I think I need narrow my OP. I’m looking for cities or towns where
At one time they did not have tourists.
Nobody decided to invent a reason for it to be a destination.
Something interesting happened. Maybe somebody from there became famous. Maybe a best-selling book or series of books took place there or was the inspiration.
Now people visit from around the world and spend money in the gift shops that now line Main Street and buy t-shirts to show they’d been there.
Based on point 3, it sounds like you don’t feel that places like Niagara Falls, in which “something interesting” is a natural feature, not a person or event, don’t meet what you are looking for?
For some reason I can’t stop mentally looping back to a scene in the book “American Gods” by Neil Gaiman. There’s a spot in KS that someone tried to make into a tourist spot because by one definition it was the geographic center of the US. But nobody came, and the place was largely forgotten.
But the gods in this book consider it a holy gathering place. Which is a little strange, because these gods exist only because there’s someone out there who believes in them. So why they’d choose a spot nobody believes in, is a little confusing, in retrospect. (I should reread the book.)
Maybe it’s because the location is one that “everybody” thinks should be significant, even if they won’t bother to go visit it. Meanwhile, there’s this spot in the ocean at 0 latitude / 0 longitude, does anyone ever think of that spot?!
Isn’t that the sort of place where hapless visitors fall into an infinite chronosynclastic vortex and are never seen again? The kind of place that tourists visit only once? Kurt Vonnegut warned us about places like that!
I don’t know enough about Wales to state with authority, but I know Cardiff underwent a huge urban renewal movement a decade or so ago, and one of the subsequent changes was the BBC turning it into the U.K.'s Vancouver, basically, making the capital a production hub for their shows.
There’s an old joke “A hurricane hit Cardiff and did ten pounds’ worth of damage.” Speaking as someone who loves the place to the point where I have y ddraig goch tattooed on my back, aside from the coastal holiday camps, south Wales wasn’t really a destination of choice (north Wales and the west coast have a lot of faded Victorian resort towns…Llandudno is my favorite).
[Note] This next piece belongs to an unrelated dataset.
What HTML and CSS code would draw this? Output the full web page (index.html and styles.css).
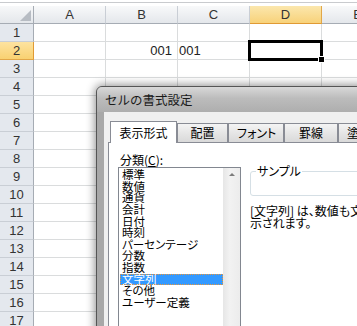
FILE: index.html
```html
<!DOCTYPE html>
<html lang="ja">
<head>
    <meta charset="UTF-8">
    <meta name="viewport" content="width=device-width, initial-scale=1.0">
    <title>セルの書式設定</title>
    <link rel="stylesheet" href="styles.css">
</head>
<body>
    <div class="sheet">
        <div class="formula-edge"></div>
        <div class="grid">
            <div class="row head">
                <div class="corner"></div>
                <div class="ch">A</div><div class="ch">B</div><div class="ch">C</div><div class="ch active">D</div><div class="ch">E</div>
            </div>
            <div class="row"><div class="rh">1</div><div class="c"></div><div class="c"></div><div class="c"></div><div class="c"></div><div class="c"></div></div>
            <div class="row"><div class="rh active">2</div><div class="c"></div><div class="c num">001</div><div class="c text">001</div><div class="c"></div><div class="c"></div></div>
            <div class="row"><div class="rh">3</div><div class="c"></div><div class="c"></div><div class="c"></div><div class="c"></div><div class="c"></div></div>
            <div class="row"><div class="rh">4</div><div class="c"></div><div class="c"></div><div class="c"></div><div class="c"></div><div class="c"></div></div>
            <div class="row"><div class="rh">5</div><div class="c"></div><div class="c"></div><div class="c"></div><div class="c"></div><div class="c"></div></div>
            <div class="row"><div class="rh">6</div><div class="c"></div><div class="c"></div><div class="c"></div><div class="c"></div><div class="c"></div></div>
            <div class="row"><div class="rh">7</div><div class="c"></div><div class="c"></div><div class="c"></div><div class="c"></div><div class="c"></div></div>
            <div class="row"><div class="rh">8</div><div class="c"></div><div class="c"></div><div class="c"></div><div class="c"></div><div class="c"></div></div>
            <div class="row"><div class="rh">9</div><div class="c"></div><div class="c"></div><div class="c"></div><div class="c"></div><div class="c"></div></div>
            <div class="row"><div class="rh">10</div><div class="c"></div><div class="c"></div><div class="c"></div><div class="c"></div><div class="c"></div></div>
            <div class="row"><div class="rh">11</div><div class="c"></div><div class="c"></div><div class="c"></div><div class="c"></div><div class="c"></div></div>
            <div class="row"><div class="rh">12</div><div class="c"></div><div class="c"></div><div class="c"></div><div class="c"></div><div class="c"></div></div>
            <div class="row"><div class="rh">13</div><div class="c"></div><div class="c"></div><div class="c"></div><div class="c"></div><div class="c"></div></div>
            <div class="row"><div class="rh">14</div><div class="c"></div><div class="c"></div><div class="c"></div><div class="c"></div><div class="c"></div></div>
            <div class="row"><div class="rh">15</div><div class="c"></div><div class="c"></div><div class="c"></div><div class="c"></div><div class="c"></div></div>
            <div class="row"><div class="rh">16</div><div class="c"></div><div class="c"></div><div class="c"></div><div class="c"></div><div class="c"></div></div>
            <div class="row"><div class="rh">17</div><div class="c"></div><div class="c"></div><div class="c"></div><div class="c"></div><div class="c"></div></div>
        </div>
        <div class="cursor"><span class="handle"></span></div>
    </div>

    <div class="dialog">
        <div class="titlebar">セルの書式設定</div>
        <div class="frame">
            <div class="client">
                <div class="tabs">
                    <div class="tab selected">表示形式</div>
                    <div class="tab w-align">配置</div>
                    <div class="tab w-font">フォント</div>
                    <div class="tab w-border">罫線</div>
                    <div class="tab w-fill">塗りつぶし</div>
                    <div class="tab">保護</div>
                </div>
                <div class="pane">
                    <div class="category">
                        <div class="label">分類(<u>C</u>):</div>
                        <div class="listbox">
                            <ul class="items">
                                <li>標準</li>
                                <li>数値</li>
                                <li>通貨</li>
                                <li>会計</li>
                                <li>日付</li>
                                <li>時刻</li>
                                <li>パーセンテージ</li>
                                <li>分数</li>
                                <li>指数</li>
                                <li class="selected">文字列</li>
                                <li>その他</li>
                                <li>ユーザー定義</li>
                            </ul>
                            <div class="scroll"><span class="arrow-up"></span></div>
                        </div>
                    </div>
                    <div class="detail">
                        <fieldset class="sample">
                            <legend>サンプル</legend>
                            <div class="sample-value"></div>
                        </fieldset>
                        <p class="desc">[文字列] は、数値も文字列として扱われます。セルには入力したとおりに表<br>示されます。</p>
                    </div>
                </div>
            </div>
        </div>
    </div>
</body>
</html>
```

FILE: styles.css
```css
* {
    box-sizing: border-box;
}

html, body {
    margin: 0;
    padding: 0;
    overflow: hidden;
}

body {
    width: 357px;
    height: 326px;
    position: relative;
    background-color: #fff;
    font-family: "Liberation Sans", Arial, sans-serif;
    color: #222;
}

/* spreadsheet */

.sheet {
    position: relative;
}

.formula-edge {
    height: 3px;
    border-bottom: 1px solid #c9cbce;
    margin-bottom: 3px;
}

.row {
    display: flex;
    height: 18px;
}

.corner, .rh {
    flex: none;
    width: 34px;
    background-color: #e4e8ee;
    border-right: 1px solid #a6acb4;
    border-bottom: 1px solid #c9ced5;
    text-align: center;
    font-size: 13px;
    line-height: 17px;
    color: #333;
}

.corner {
    position: relative;
    background: linear-gradient(#f7f8f9, #e4e7eb);
    border-bottom-color: #a6acb4;
}

.corner::after {
    content: "";
    position: absolute;
    right: 2px;
    bottom: 2px;
    border-left: 11px solid transparent;
    border-bottom: 11px solid #b7bcc3;
}

.c, .ch {
    flex: none;
    width: 72px;
    border-right: 1px solid #dadcdd;
    border-bottom: 1px solid #dadcdd;
    font-size: 13px;
    line-height: 17px;
}

.ch {
    background: linear-gradient(#f8f9fa, #e4e7eb);
    border-right-color: #c9ced5;
    border-bottom-color: #a6acb4;
    text-align: center;
    color: #333;
}

.ch.active {
    background: linear-gradient(#fbe7ad, #f8d27a);
    border-right-color: #e2a748;
    border-bottom-color: #e09a34;
}

.rh.active {
    background: linear-gradient(#fde3a0, #f9d171);
    border-right-color: #e09a34;
    border-bottom-color: #e2a748;
}

.c.num {
    text-align: right;
    padding-right: 5px;
}

.c.text {
    padding-left: 1px;
}

.cursor {
    position: absolute;
    left: 248px;
    top: 40px;
    width: 75px;
    height: 21px;
    border: 3px solid #000;
}

.handle {
    position: absolute;
    right: -5px;
    bottom: -5px;
    width: 7px;
    height: 7px;
    background-color: #000;
    border: 1px solid #fff;
}

/* dialog */

.dialog {
    position: absolute;
    left: 96px;
    top: 86px;
    width: 420px;
    height: 300px;
    border: 1px solid #555;
    border-radius: 6px 6px 0 0;
    background-color: #a8a8a8;
    box-shadow: 0 0 10px 1px rgba(0, 0, 0, 0.45);
    font-family: "Noto Sans CJK JP", sans-serif;
    color: #000;
}

.titlebar {
    height: 25px;
    padding-left: 8px;
    border-radius: 5px 5px 0 0;
    background: linear-gradient(#d8d8d8, #bcbcbc 45%, #aeaeae);
    font-size: 12.5px;
    line-height: 26px;
    color: #1a1a1a;
}

.frame {
    height: 100%;
    padding-left: 7px;
}

.client {
    height: 100%;
    padding: 9px 0 0 4px;
    background-color: #f0f0f0;
    font-size: 12px;
    font-feature-settings: "palt";
}

.tabs {
    position: relative;
    z-index: 1;
    display: flex;
    align-items: flex-end;
    height: 21px;
    padding-left: 2px;
}

.tab {
    flex: none;
    height: 19px;
    padding: 0 8px;
    border: 1px solid #898c95;
    border-bottom: none;
    background: linear-gradient(#f4f4f4, #e6e6e6 50%, #d9d9d9);
    line-height: 17px;
    text-align: center;
    white-space: nowrap;
}

.tab.selected {
    width: 67px;
    height: 22px;
    margin-bottom: -1px;
    background: #fff;
    line-height: 21px;
}

.w-align { width: 51px; }
.w-font { width: 56px; }
.w-border { width: 54px; }
.w-fill { width: 72px; }

.pane {
    display: flex;
    height: 220px;
    padding: 11px 0 0 9px;
    border: 1px solid #898c95;
    background-color: #fff;
}

.category {
    flex: none;
    width: 123px;
}

.label {
    height: 12px;
    margin-bottom: 1px;
    padding-left: 2px;
    line-height: 12px;
}

.listbox {
    display: flex;
    height: 200px;
    border: 1px solid #828790;
}

.items {
    flex: 1;
    margin: 0;
    padding: 1px 0 0 1px;
    list-style: none;
    font-size: 11.5px;
}

.items li {
    height: 11.64px;
    padding-left: 2px;
    line-height: 11.64px;
    white-space: nowrap;
}

.items li.selected {
    background-color: #3399ff;
    color: #fff;
    outline: 1px dotted #e8963a;
    outline-offset: -1px;
}

.scroll {
    position: relative;
    flex: none;
    width: 17px;
    background: linear-gradient(to right, #e6e6e6, #f2f2f2 40%, #ececec);
}

.arrow-up {
    position: absolute;
    left: 6px;
    top: 5px;
    border-left: 3px solid transparent;
    border-right: 3px solid transparent;
    border-bottom: 3px solid #7c7c7c;
}

.detail {
    flex: 1;
    min-width: 0;
    margin-left: 9px;
}

.sample {
    margin: 11px 0 0;
    padding: 0;
    min-width: 0;
    border: 1px solid #d5dfe5;
    border-radius: 3px;
}

.sample legend {
    margin-left: 5px;
    padding: 0 1px;
    line-height: 12px;
}

.sample-value {
    height: 18px;
}

.desc {
    margin: 9px 0 0;
    line-height: 12px;
    white-space: nowrap;
}
```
The civic renewal and a huge TV show revival definitely brought in new visitors, I’d say. Hopefully that fulfils the theoretical of the OP.
Believe it fits perfectly. My Wife and I did a little diversion on a trip to visit. As a GIS guy, it was kinda interesting, (surveying can get a bit strange, especially with historical stuff) but otherwise, umm… no.
It’s been mentioned above, but it would have been my fourth example. Similar places would be Monroeville AL (To Kill a Mockingbird) or Mt. Airy NC (The Andy Griffith Show)
Forks, Washington was a nondescript logging town on the Olympic peninsula until the Twilight books came out.
Similarly, nobody went to Aberdeen prior to Nirvana’s fame. Apparently a bridge Cobain hung out under as a teen has become a draw.
How "one reason’ does it have to be? I mean, there are lots of places with say…“third tier” touristy stuff, but only one actual attraction.
Take for example Waco, Texas. Some third-tier stuff like the Dr. Pepper museum, Mammoth site, and Texas Ranger Museum is there, but AFAIK nobody goes to Waco specifically to see that stuff. But they do go for the Chip & Joanna Gaines stuff (Magnolia).
Would that count? If so, then Dallas definitely counts- there’s only really one large tourist attraction, and that’s Dealey Plaza (where JFK got shot).